Hurricane Michael made landfall Oct. 10 near Mexico Beach, Florida, as a Category 4 storm—the strongest ever to hit the Florida Panhandle, according to the National Weather Service. Its drenching rains and damaging winds swept across the South, ravaging electric cooperative systems in six states. About 375,000 of the nearly 2 million electric meters knocked offline belonged to co-op members.

Texas cooperatives, among those from several other states, responded immediately, getting in touch with TEC, which participated in daily planning calls with cooperative leaders affected by the damage. At least two Texas co-ops sent workers to assist in restoration efforts; others were forced to stand down due to a lack of lodging.

"More than a dozen co-ops reached out right away, ready and hoping to help," said Martin Bevins, TEC vice president of Communications & Member Services. "The co-ops in Florida and Georgia and nearby states were overwhelmed by support from the co-op family."

More than 35,000 workers arrived from across the country to repair co-op systems. Among them were seven linemen from Lamar EC, who arrived in Graceville, Florida, about 750 miles from their headquarters in Paris, days after the storm to assist West Florida EC, which suffered catastrophic damage.

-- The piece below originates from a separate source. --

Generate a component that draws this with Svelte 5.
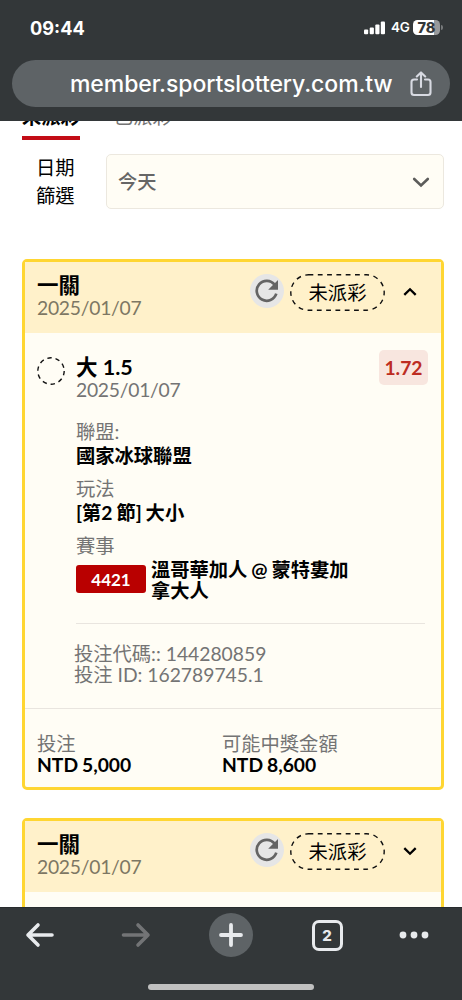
<script lang="ts">
  interface Bet {
    title: string;
    date: string;
    status: string;
    open: boolean;
  }

  const bets: Bet[] = [
    { title: '一關', date: '2025/01/07', status: '未派彩', open: true },
    { title: '一關', date: '2025/01/07', status: '未派彩', open: false },
  ];

  const details = [
    { label: '聯盟:', value: '國家冰球聯盟' },
    { label: '玩法', value: '[第2 節] 大小' },
  ];
</script>

<div class="screen">
  <header class="browser">
    <div class="status-bar">
      <span class="time">09:44</span>
      <div class="indicators">
        <svg class="signal" width="22" height="14" viewBox="0 0 22 14" fill="#fff">
          <rect x="0" y="8.5" width="4.2" height="4.8" rx="1" />
          <rect x="5.7" y="6.4" width="4.2" height="6.9" rx="1" />
          <rect x="11.3" y="3.4" width="4.2" height="9.9" rx="1" />
          <rect x="16.8" y="0.6" width="4.2" height="12.7" rx="1" />
        </svg>
        <span class="network">4G</span>
        <div class="battery"><span>78</span></div>
        <i class="battery-tip"></i>
      </div>
    </div>
    <div class="address">
      <span class="url">member.sportslottery.com.tw</span>
      <svg width="22" height="26" viewBox="0 0 22 26" fill="none" stroke="#d8dae2" stroke-width="2.1" stroke-linecap="round" stroke-linejoin="round">
        <path d="M7 8.5H4A2.5 2.5 0 0 0 1.5 11v10.500A2.500 2.500 0 0 0 4 24h14a2.500 2.500 0 0 0 2.500-2.500V11A2.500 2.500 0 0 0 18 8.500h-3M11 16V2M6.800 5.500 11 1.400l4.200 4.100" />
      </svg>
    </div>
  </header>

  <main>
    <nav class="tabs">
      <span class="tab active">未派彩</span>
      <span class="tab">已派彩</span>
    </nav>

    <div class="filter">
      <div class="filter-label">日期<br />篩選</div>
      <div class="select">
        <span>今天</span>
        <svg width="18" height="12" viewBox="0 0 18 12" fill="none" stroke="#5c5c5a" stroke-width="2.6" stroke-linecap="round">
          <path d="M2.200 3 9 9.500l6.800-6.500" />
        </svg>
      </div>
    </div>

    {#each bets as bet}
      <section class="card">
        <div class="card-head">
          <div class="heading">
            <div class="title">{bet.title}</div>
            <div class="muted date">{bet.date}</div>
          </div>
          <div class="refresh">
            <svg width="24" height="24" viewBox="0 0 24 24">
              <path d="M21.300 14.700A10 10 0 1 1 19.600 5.600" fill="none" stroke="#646464" stroke-width="2.700" />
              <path d="M23 1v9.800h-9.800z" fill="#646464" />
            </svg>
          </div>
          <div class="pill">
            <svg width="95" height="37" viewBox="0 0 95 37">
              <rect x=".8" y=".8" width="93.4" height="35.4" rx="17.7" fill="none" stroke="#111" stroke-width="1.4" stroke-dasharray="4.8 4.5" />
            </svg>
            <span>{bet.status}</span>
          </div>
          <svg class="toggle" width="14" height="10" viewBox="0 0 14 10" fill="none" stroke="#000" stroke-width="2.3">
            <path d={bet.open ? 'M1.300 7.900 7 2.300l5.700 5.600' : 'M1.300 2.100 7 7.700l5.700-5.600'} />
          </svg>
        </div>

        <div class="card-body">
          {#if bet.open}
            <div class="selection">
              <svg class="ring" width="28" height="28" viewBox="0 0 28 28">
                <circle cx="14" cy="14" r="13.2" fill="none" stroke="#111" stroke-width="1.4" stroke-dasharray="4.4 3.9" />
              </svg>
              <div class="pick">
                <div class="title">大 1.5</div>
                <div class="muted date">2025/01/07</div>
              </div>
              <span class="odds">1.72</span>
            </div>

            <div class="details">
              {#each details as item}
                <div class="detail">
                  <div class="muted">{item.label}</div>
                  <div class="strong">{item.value}</div>
                </div>
              {/each}
              <div class="muted">賽事</div>
              <div class="match">
                <span class="tag">4421</span>
                <div class="strong">溫哥華加人 @ 蒙特婁加<br />拿大人</div>
              </div>
              <div class="codes">
                <div>投注代碼:: 144280859</div>
                <div>投注 ID: 162789745.1</div>
              </div>
            </div>

            <div class="totals">
              <div>
                <div class="muted">投注</div>
                <div class="strong">NTD 5,000</div>
              </div>
              <div>
                <div class="muted">可能中獎金額</div>
                <div class="strong">NTD 8,600</div>
              </div>
            </div>
          {/if}
        </div>
      </section>
    {/each}
  </main>

  <footer class="toolbar">
    <div class="actions">
      <svg width="30" height="26" viewBox="0 0 30 26" fill="none" stroke="#e8eaed" stroke-width="3.6" stroke-linecap="round" stroke-linejoin="round">
        <path d="M27 13H3M13 3 3 13l10 10" />
      </svg>
      <svg width="30" height="26" viewBox="0 0 30 26" fill="none" stroke="#737476" stroke-width="3.6" stroke-linecap="round" stroke-linejoin="round">
        <path d="M2.500 13H27M17 3l10 10-10 10" />
      </svg>
      <div class="new-tab">
        <svg width="26" height="26" viewBox="0 0 26 26" stroke="#e8eaed" stroke-width="3.8" stroke-linecap="round">
          <path d="M3 13h20M13 3v20" />
        </svg>
      </div>
      <div class="tab-count">2</div>
      <svg width="30" height="8" viewBox="0 0 30 8" fill="#e8eaed">
        <circle cx="4" cy="4" r="3.400" />
        <circle cx="15" cy="4" r="3.400" />
        <circle cx="26" cy="4" r="3.400" />
      </svg>
    </div>
    <div class="home-indicator"></div>
  </footer>
</div>

<style>
  :global(body) { margin: 0; background: #fff; }
  .screen, .screen * { box-sizing: border-box; }
  .screen {
    display: grid;
    grid-template-rows: 121px 786px 93px;
    width: 462px;
    height: 1000px;
    overflow: hidden;
    font-family: Lato, "Noto Sans CJK TC", sans-serif;
    font-size: 19.3px;
    line-height: 21px;
    color: #000;
  }
  svg { display: block; flex: none; }

  .browser {
    padding: 0 12px;
    background: #333739;
    font-family: Inter, sans-serif;
    color: #fff;
  }
  .status-bar {
    display: flex;
    justify-content: space-between;
    height: 60px;
    padding: 17px 7px 0 18px;
  }
  .time {
    font-size: 18.2px;
    font-weight: 700;
    line-height: 22px;
  }
  .indicators {
    display: flex;
    align-items: center;
    height: 21px;
  }
  .network {
    margin-left: 5px;
    width: 22px;
    font-size: 13.5px;
    font-weight: 600;
    letter-spacing: -0.2px;
    white-space: nowrap;
  }
  .battery {
    width: 27px;
    height: 15px;
    border-radius: 4.5px;
    background: linear-gradient(90deg, #fff 78%, #98999b 78%);
    color: #333739;
    font-size: 14.5px;
    font-weight: 800;
    line-height: 15px;
    text-align: center;
  }
  .battery-tip {
    width: 2px;
    height: 5px;
    margin-left: 1px;
    border-radius: 0 2px 2px 0;
    background: #77797b;
  }
  .address {
    display: flex;
    align-items: center;
    justify-content: space-between;
    height: 47px;
    padding: 0 18px 0 58px;
    border-radius: 24px;
    background: #5e6366;
  }
  .url {
    font-size: 23px;
    font-weight: 500;
    line-height: 28px;
    letter-spacing: -0.08px;
    white-space: nowrap;
  }

  main {
    overflow: hidden;
    padding: 0 18px 0 22px;
    background: #fff;
  }
  .tabs {
    display: flex;
    gap: 34px;
    height: 19px;
    margin-bottom: 14px;
  }
  .tab {
    height: 39px;
    padding-top: 5px;
    margin-top: -20px;
    color: #747474;
    white-space: nowrap;
  }
  .tab.active {
    border-bottom: 4px solid #c30d16;
    color: #000;
    font-weight: 700;
  }
  .filter {
    display: flex;
    height: 55px;
    margin-bottom: 50px;
  }
  .filter-label {
    width: 84px;
    padding-left: 14px;
    line-height: 28px;
  }
  .select {
    display: flex;
    flex: 1;
    align-items: center;
    justify-content: space-between;
    padding: 0 13px 0 11px;
    border: 1.5px solid #ece8df;
    border-radius: 5px;
    background: #fffdf5;
    color: #666;
    font-weight: 500;
  }

  .card {
    width: 422px;
    margin-bottom: 28px;
    border: 3px solid #ffd632;
    border-radius: 5px;
    background: #fffdf5;
  }
  .card-head {
    display: flex;
    height: 71px;
    padding: 12px 0 0 12px;
    background: #fff1ca;
  }
  .heading { width: 213px; }
  .title {
    height: 23px;
    font-size: 21.5px;
    font-weight: 700;
    line-height: 23px;
  }
  .muted { color: #747474; font-weight: 400; }
  .card-head .muted { color: #7d7763; }
  .date { letter-spacing: -0.25px; }
  .strong { font-weight: 700; word-spacing: -0.8px; }
  .refresh {
    display: grid;
    place-items: center;
    width: 34px;
    height: 34px;
    border-radius: 50%;
    background: #e6e6e6;
  }
  .pill {
    position: relative;
    width: 95px;
    height: 37px;
    margin-left: 6px;
    line-height: 38px;
    text-align: center;
  }
  .pill svg { position: absolute; inset: 0; }
  .toggle { margin: 13px 0 0 18px; }

  .card-body { min-height: 80px; }
  .selection {
    display: flex;
    padding: 23px 13px 0 12px;
  }
  .ring { margin-top: 1px; }
  .pick {
    flex: 1;
    margin-left: 11px;
  }
  .odds {
    width: 49px;
    height: 35px;
    margin-top: -6px;
    border-radius: 5px;
    background: #f8e6df;
    color: #bd2c22;
    font-weight: 700;
    line-height: 35px;
    text-align: center;
  }
  .details { padding: 21px 16px 0 51px; }
  .detail { height: 57px; }
  .detail .strong { margin-top: 3px; }
  .match {
    display: flex;
    height: 68px;
    padding-top: 3px;
    border-bottom: 1.5px solid #e9e5df;
  }
  .tag {
    width: 70px;
    height: 28px;
    margin: 6px 5px 0 0;
    border-radius: 3px;
    background: #b90000;
    color: #fff;
    font-size: 17px;
    font-weight: 700;
    line-height: 29px;
    text-align: center;
  }
  .codes {
    margin: 19px 0 0 -2px;
    color: #747474;
  }
  .totals {
    display: grid;
    grid-template-columns: 185px 1fr;
    height: 79px;
    margin-top: 23px;
    padding: 24px 0 0 12px;
    border-top: 1.5px solid #e9e5df;
  }

  .toolbar {
    display: flex;
    flex-direction: column;
    align-items: center;
    background: #333739;
    border-top: 1px solid #282c2e;
  }
  .actions {
    display: grid;
    grid-template-columns: 80px 112px 78px 114px 60px;
    place-items: center;
    width: 100%;
    height: 54px;
  }
  .new-tab {
    display: grid;
    place-items: center;
    width: 44px;
    height: 44px;
    border-radius: 50%;
    background: #5e6366;
  }
  .tab-count {
    width: 31px;
    height: 31px;
    border: 3px solid #e8eaed;
    border-radius: 7px;
    color: #e8eaed;
    font: 800 15px/25px Inter, sans-serif;
    text-align: center;
  }
  .home-indicator {
    width: 166px;
    height: 6px;
    margin-top: 22px;
    border-radius: 3px;
    background: #c0c0c0;
  }
</style>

The storm took offline all of WFEC's 28,000 meters and the co-op's phones. "Our entire system (which has taken us 81 years to build) is all but destroyed," WFEC wrote on its Facebook page, its only functioning way to reach members.

A crew of 14 lineworkers from Jackson EC also made the trip to assist WFEC, arriving less than a week after the storm but with no shortage of devastation to address.

"As soon as crews arrived yesterday morning, they hit the ground running," said Missie Landry, executive assistant at Jackson EC, on Oct. 16. "Some said it was worse than Katrina, if that's even imaginable."